┏━━
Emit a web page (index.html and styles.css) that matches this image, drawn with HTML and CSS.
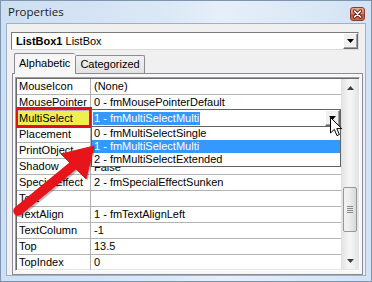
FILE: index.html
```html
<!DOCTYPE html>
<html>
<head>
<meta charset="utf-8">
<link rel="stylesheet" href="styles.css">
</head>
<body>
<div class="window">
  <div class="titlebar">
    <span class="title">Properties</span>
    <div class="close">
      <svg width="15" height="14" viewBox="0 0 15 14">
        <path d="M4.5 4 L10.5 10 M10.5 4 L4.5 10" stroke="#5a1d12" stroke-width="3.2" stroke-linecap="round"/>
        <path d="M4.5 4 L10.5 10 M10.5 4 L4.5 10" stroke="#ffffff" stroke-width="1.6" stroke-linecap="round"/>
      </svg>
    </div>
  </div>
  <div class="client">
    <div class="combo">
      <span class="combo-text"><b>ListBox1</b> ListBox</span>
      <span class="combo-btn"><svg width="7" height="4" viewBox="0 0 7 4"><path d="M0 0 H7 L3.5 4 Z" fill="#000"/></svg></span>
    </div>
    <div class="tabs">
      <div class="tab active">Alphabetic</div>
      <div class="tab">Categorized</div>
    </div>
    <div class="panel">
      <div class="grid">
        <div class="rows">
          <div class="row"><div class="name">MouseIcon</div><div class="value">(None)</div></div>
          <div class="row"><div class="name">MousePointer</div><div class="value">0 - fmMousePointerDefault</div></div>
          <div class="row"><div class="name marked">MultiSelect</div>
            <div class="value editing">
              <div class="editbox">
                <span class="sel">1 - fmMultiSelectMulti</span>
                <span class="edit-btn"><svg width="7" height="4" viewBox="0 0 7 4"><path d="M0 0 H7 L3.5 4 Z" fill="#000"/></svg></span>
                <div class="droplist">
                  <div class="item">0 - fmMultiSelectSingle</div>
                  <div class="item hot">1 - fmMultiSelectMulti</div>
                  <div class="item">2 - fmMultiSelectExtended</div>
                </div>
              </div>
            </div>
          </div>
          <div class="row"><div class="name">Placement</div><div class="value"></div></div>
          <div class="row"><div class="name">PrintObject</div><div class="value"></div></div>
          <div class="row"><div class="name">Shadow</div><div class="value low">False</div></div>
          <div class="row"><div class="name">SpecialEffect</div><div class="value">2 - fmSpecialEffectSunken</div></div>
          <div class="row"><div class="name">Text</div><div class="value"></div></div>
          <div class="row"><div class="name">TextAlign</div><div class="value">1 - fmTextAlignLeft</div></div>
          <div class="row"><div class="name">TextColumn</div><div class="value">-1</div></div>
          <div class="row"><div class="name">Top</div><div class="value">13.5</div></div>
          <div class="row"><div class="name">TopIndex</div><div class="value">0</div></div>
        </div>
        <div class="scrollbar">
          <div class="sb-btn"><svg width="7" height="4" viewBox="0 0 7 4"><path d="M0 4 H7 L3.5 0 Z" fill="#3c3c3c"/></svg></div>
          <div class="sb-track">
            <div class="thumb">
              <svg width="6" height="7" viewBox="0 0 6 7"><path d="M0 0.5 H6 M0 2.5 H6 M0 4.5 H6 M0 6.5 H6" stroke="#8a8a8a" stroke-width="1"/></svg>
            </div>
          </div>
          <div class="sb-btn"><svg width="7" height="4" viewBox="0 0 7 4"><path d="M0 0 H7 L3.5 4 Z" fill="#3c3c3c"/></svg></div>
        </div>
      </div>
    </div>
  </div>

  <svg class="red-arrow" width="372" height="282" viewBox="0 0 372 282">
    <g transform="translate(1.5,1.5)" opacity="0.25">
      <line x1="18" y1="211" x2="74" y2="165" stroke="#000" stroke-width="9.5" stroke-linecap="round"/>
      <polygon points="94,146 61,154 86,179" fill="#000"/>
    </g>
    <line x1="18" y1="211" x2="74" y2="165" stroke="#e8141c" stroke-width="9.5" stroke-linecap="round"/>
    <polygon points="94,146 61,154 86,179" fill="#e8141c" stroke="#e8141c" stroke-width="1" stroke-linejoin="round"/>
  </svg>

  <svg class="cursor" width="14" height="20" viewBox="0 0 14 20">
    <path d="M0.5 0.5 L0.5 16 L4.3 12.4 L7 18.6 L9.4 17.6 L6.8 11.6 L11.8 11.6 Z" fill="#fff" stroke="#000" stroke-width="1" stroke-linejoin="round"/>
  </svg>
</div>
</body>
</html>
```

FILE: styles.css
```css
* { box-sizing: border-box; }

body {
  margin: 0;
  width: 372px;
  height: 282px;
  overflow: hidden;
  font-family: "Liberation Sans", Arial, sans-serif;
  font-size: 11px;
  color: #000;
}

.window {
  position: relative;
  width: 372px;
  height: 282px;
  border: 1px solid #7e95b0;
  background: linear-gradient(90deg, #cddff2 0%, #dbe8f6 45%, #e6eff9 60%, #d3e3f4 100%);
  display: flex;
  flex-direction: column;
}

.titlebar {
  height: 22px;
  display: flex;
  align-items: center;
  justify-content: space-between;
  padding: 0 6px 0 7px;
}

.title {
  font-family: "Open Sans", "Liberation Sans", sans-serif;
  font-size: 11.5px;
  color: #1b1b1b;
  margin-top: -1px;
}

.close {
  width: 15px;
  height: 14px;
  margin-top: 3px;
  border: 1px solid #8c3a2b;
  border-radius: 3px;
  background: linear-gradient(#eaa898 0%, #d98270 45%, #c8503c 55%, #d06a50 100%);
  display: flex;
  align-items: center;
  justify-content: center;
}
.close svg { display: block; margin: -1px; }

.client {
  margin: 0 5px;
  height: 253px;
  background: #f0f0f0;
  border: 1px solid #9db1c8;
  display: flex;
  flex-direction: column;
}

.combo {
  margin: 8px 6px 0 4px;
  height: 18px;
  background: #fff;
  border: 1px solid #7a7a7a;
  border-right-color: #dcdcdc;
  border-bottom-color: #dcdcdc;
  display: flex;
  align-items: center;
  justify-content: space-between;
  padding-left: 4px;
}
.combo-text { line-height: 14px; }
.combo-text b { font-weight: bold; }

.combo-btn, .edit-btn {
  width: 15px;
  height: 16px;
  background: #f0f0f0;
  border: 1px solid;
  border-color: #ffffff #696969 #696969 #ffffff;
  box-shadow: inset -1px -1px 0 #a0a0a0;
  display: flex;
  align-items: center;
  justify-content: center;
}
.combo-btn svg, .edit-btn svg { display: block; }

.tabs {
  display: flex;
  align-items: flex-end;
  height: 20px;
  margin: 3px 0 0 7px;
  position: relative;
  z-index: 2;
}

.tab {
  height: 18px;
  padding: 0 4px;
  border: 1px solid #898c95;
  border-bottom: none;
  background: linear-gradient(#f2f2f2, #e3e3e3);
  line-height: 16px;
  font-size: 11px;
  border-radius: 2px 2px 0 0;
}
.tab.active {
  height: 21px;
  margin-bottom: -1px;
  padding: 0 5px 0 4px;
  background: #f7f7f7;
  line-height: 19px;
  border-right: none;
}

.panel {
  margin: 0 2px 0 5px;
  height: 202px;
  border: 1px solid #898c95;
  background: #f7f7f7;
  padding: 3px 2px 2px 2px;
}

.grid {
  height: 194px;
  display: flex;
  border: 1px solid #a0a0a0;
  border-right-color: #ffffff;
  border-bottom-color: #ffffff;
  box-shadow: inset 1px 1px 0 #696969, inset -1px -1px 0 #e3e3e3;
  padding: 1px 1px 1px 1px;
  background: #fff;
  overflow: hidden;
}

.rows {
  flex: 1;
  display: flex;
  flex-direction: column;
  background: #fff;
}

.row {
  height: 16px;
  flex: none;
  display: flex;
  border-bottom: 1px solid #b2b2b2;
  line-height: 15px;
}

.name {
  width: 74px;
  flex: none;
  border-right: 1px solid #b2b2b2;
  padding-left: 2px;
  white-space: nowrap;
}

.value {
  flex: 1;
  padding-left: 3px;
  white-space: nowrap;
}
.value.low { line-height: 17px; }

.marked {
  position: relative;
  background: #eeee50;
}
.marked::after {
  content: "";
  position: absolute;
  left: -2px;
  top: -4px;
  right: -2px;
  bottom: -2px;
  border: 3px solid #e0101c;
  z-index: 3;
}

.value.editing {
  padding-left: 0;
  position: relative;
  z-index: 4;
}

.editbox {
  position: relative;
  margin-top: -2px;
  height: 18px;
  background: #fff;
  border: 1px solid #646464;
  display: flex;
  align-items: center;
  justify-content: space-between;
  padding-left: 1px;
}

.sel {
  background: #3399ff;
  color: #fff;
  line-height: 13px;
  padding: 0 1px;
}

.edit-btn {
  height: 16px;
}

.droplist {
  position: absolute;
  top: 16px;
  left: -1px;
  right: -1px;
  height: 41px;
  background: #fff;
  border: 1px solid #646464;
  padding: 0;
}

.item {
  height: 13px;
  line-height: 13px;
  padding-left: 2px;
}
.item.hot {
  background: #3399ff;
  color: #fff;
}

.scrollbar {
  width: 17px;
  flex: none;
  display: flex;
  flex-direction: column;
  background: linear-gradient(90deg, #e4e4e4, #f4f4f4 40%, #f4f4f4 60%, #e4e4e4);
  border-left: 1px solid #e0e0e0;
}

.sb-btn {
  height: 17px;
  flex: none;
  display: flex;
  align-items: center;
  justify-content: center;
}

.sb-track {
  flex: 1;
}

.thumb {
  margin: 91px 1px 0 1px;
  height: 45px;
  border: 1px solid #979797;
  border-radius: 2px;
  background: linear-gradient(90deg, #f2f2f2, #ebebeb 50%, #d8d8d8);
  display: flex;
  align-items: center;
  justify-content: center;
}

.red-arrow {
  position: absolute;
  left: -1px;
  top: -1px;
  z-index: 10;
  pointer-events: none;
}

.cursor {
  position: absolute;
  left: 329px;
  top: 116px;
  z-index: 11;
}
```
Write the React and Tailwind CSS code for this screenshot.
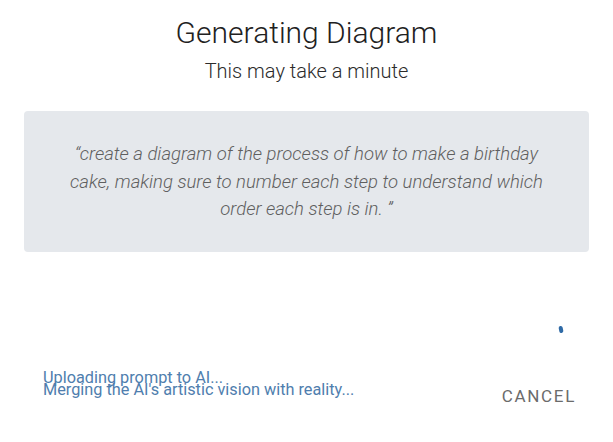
┗━━
## TASK GOAL
Show each line holding the word "this".

## PROBLEM SOLUTION
Emit a web page (index.html and styles.css) that matches this image, drawn with HTML and CSS.
Write the React and Tailwind CSS code for this screenshot.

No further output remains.